All lines in the data bearing the string "this" should be identified and copied.

** START Data listing **

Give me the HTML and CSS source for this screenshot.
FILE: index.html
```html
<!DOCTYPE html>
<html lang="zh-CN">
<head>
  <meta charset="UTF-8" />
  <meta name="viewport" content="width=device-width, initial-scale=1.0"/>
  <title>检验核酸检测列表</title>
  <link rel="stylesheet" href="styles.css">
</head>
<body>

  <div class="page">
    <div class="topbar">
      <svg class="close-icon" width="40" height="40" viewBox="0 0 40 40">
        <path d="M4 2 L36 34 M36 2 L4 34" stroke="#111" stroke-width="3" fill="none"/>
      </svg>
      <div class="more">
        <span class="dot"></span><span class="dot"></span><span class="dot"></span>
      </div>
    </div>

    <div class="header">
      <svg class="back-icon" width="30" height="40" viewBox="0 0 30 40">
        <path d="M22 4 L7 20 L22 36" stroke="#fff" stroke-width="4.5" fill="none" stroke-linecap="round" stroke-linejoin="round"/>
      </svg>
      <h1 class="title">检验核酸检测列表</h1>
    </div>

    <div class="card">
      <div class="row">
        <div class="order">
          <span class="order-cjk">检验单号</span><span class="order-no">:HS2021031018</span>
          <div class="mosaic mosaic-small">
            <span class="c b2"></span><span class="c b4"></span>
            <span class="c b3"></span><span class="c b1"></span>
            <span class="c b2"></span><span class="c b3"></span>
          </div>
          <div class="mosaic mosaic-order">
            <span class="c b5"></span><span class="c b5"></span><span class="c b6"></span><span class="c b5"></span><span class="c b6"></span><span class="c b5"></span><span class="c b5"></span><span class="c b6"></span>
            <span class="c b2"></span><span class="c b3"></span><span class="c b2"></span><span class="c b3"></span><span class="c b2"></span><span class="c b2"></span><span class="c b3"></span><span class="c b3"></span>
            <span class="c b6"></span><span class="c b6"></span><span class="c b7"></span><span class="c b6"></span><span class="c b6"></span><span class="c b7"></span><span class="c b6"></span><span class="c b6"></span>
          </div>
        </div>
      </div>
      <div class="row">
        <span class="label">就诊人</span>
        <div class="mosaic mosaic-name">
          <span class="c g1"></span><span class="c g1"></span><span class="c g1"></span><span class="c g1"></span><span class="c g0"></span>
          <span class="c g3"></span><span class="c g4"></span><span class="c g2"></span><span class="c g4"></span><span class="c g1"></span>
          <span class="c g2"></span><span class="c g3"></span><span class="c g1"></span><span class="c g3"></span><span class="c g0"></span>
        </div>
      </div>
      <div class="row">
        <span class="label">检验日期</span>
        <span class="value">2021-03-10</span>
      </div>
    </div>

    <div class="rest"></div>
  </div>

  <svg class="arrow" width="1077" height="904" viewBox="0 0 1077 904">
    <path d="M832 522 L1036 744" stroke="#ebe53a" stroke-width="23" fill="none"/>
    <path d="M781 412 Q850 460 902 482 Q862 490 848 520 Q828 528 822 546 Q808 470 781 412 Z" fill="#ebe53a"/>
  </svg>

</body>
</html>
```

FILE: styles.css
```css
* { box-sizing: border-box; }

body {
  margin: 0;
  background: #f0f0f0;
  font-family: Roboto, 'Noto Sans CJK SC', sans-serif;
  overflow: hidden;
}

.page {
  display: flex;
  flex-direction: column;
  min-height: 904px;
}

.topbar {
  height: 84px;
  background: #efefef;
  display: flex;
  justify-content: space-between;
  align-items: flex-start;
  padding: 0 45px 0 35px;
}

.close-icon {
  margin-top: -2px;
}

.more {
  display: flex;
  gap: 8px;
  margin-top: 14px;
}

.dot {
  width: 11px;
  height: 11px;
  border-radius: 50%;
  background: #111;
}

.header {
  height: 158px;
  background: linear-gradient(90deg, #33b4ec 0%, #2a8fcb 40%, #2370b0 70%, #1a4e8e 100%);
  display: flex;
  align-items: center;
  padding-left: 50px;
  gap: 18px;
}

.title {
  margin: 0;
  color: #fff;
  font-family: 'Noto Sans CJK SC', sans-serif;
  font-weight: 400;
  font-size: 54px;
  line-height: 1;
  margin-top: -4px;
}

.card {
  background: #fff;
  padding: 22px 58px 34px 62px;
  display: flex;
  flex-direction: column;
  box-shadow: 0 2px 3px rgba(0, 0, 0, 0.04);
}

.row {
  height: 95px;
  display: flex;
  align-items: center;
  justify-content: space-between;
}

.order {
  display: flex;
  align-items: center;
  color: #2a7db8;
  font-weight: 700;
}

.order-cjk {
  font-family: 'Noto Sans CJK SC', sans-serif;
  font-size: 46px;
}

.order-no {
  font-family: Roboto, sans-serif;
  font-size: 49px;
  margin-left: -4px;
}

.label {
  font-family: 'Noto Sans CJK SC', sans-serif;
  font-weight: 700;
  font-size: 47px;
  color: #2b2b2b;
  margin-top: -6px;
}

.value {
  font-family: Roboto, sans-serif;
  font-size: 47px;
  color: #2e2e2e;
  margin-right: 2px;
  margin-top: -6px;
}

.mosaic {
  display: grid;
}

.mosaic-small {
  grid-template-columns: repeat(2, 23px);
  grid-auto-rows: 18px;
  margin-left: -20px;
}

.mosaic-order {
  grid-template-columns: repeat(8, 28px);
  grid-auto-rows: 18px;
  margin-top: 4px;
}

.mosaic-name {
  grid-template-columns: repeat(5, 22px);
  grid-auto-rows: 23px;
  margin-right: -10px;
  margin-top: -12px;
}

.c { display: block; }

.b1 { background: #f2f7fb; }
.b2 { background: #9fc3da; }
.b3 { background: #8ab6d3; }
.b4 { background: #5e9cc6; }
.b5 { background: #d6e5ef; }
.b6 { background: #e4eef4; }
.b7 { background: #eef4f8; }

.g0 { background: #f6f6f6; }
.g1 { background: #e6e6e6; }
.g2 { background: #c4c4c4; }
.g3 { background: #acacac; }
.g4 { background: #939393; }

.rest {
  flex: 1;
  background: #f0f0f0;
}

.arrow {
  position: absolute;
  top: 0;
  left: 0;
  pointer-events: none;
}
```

** END Data listing **
** START Data listing **

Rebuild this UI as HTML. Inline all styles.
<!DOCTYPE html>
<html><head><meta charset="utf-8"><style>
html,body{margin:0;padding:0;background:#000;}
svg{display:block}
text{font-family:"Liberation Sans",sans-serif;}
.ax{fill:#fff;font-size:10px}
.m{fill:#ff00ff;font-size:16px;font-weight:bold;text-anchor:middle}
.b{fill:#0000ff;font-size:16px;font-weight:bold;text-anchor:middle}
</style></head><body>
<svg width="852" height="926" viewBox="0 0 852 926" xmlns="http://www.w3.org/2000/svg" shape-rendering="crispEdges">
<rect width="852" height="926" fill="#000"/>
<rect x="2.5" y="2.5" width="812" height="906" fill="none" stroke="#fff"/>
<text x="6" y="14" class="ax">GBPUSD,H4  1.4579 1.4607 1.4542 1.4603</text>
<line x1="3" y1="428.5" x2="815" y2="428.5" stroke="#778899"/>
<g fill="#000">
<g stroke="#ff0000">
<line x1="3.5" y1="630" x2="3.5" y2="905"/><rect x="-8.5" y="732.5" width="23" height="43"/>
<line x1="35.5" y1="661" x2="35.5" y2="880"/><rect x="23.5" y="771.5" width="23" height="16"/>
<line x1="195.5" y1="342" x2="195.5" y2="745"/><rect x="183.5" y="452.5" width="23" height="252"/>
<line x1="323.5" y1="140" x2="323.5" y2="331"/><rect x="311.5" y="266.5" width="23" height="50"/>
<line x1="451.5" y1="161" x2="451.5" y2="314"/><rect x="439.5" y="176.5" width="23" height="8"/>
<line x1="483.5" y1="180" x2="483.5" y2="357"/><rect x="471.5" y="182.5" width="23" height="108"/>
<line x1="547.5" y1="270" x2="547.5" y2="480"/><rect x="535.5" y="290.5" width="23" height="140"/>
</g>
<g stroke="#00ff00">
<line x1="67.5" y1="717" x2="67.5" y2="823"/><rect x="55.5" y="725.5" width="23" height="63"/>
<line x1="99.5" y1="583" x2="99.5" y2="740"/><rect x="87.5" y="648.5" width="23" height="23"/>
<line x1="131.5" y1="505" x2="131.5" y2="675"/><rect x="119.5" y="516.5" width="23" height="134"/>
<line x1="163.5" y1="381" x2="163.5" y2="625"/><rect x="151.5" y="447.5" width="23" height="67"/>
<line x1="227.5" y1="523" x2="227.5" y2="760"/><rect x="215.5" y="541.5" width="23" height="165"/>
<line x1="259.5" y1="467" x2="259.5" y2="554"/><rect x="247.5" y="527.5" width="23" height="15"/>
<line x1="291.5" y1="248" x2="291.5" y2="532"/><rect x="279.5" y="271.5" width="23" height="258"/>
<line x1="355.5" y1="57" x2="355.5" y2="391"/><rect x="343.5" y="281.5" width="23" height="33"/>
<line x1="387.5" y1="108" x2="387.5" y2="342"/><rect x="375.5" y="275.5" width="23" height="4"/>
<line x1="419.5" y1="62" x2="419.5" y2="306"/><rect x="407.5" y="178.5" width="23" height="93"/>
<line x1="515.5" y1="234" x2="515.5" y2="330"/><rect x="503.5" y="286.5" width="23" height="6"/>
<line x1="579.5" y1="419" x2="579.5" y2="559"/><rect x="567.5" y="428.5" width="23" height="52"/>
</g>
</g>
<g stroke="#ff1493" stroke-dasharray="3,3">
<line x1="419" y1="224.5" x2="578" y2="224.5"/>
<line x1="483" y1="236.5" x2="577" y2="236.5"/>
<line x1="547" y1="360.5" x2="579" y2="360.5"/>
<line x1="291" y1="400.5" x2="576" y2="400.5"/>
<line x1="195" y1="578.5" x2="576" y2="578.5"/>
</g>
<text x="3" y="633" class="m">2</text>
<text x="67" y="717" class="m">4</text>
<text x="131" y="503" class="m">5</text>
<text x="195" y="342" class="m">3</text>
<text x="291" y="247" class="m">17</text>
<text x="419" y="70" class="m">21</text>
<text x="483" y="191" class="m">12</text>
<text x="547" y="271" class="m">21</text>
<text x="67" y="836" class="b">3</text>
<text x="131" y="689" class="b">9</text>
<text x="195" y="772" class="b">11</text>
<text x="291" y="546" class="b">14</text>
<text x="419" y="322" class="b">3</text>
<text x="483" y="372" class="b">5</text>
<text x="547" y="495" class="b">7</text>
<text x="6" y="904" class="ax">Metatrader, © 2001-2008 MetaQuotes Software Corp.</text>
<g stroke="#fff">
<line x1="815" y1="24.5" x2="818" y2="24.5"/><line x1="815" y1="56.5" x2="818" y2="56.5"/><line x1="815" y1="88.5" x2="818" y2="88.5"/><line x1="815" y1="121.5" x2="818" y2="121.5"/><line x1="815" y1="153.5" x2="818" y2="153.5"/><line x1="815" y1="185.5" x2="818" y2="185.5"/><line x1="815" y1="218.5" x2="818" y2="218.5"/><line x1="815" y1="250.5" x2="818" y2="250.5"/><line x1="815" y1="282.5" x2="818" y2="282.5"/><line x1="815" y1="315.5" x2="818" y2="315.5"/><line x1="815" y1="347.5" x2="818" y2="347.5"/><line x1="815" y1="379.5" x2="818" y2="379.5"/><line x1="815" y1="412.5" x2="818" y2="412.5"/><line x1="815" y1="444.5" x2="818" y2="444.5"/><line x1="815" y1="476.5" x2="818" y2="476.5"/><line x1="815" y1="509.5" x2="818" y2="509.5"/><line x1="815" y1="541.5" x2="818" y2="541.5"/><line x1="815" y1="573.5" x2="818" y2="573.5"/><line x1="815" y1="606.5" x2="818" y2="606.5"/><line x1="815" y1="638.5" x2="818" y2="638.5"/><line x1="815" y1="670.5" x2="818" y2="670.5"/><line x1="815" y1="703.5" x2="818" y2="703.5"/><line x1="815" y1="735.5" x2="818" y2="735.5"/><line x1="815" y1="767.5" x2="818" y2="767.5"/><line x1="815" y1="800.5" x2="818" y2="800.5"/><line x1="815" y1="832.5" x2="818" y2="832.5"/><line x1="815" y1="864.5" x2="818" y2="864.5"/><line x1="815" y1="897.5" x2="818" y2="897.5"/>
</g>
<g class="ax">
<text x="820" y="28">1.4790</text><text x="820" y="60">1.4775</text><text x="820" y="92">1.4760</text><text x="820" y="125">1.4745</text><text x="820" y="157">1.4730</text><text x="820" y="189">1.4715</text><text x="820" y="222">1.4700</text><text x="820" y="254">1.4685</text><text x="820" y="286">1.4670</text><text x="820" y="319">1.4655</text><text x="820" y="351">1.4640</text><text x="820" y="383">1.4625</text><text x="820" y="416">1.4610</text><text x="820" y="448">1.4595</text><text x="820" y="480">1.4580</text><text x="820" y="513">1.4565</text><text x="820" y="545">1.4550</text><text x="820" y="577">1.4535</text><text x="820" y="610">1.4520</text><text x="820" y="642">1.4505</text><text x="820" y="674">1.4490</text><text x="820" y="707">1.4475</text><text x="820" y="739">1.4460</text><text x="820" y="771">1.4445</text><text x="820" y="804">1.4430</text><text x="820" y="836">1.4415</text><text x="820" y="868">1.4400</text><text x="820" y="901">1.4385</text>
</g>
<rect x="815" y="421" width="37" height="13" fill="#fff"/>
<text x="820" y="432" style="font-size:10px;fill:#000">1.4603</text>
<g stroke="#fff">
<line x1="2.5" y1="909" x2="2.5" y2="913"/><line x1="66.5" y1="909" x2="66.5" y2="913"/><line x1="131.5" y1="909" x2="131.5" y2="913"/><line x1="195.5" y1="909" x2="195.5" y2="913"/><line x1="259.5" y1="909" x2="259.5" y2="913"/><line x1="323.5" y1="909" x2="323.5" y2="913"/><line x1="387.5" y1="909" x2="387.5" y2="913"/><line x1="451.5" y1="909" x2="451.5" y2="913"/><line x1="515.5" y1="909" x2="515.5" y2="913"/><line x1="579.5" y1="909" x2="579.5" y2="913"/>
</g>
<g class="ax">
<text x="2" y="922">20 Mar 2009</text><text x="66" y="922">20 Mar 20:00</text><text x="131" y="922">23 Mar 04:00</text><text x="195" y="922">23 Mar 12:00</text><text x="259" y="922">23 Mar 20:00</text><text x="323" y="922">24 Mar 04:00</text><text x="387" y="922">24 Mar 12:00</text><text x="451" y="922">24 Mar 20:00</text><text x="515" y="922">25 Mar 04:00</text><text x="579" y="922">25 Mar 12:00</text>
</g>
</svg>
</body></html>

** END Data listing **

### Answer to the exercise
Give me the HTML and CSS source for this screenshot.
Rebuild this UI as HTML. Inline all styles.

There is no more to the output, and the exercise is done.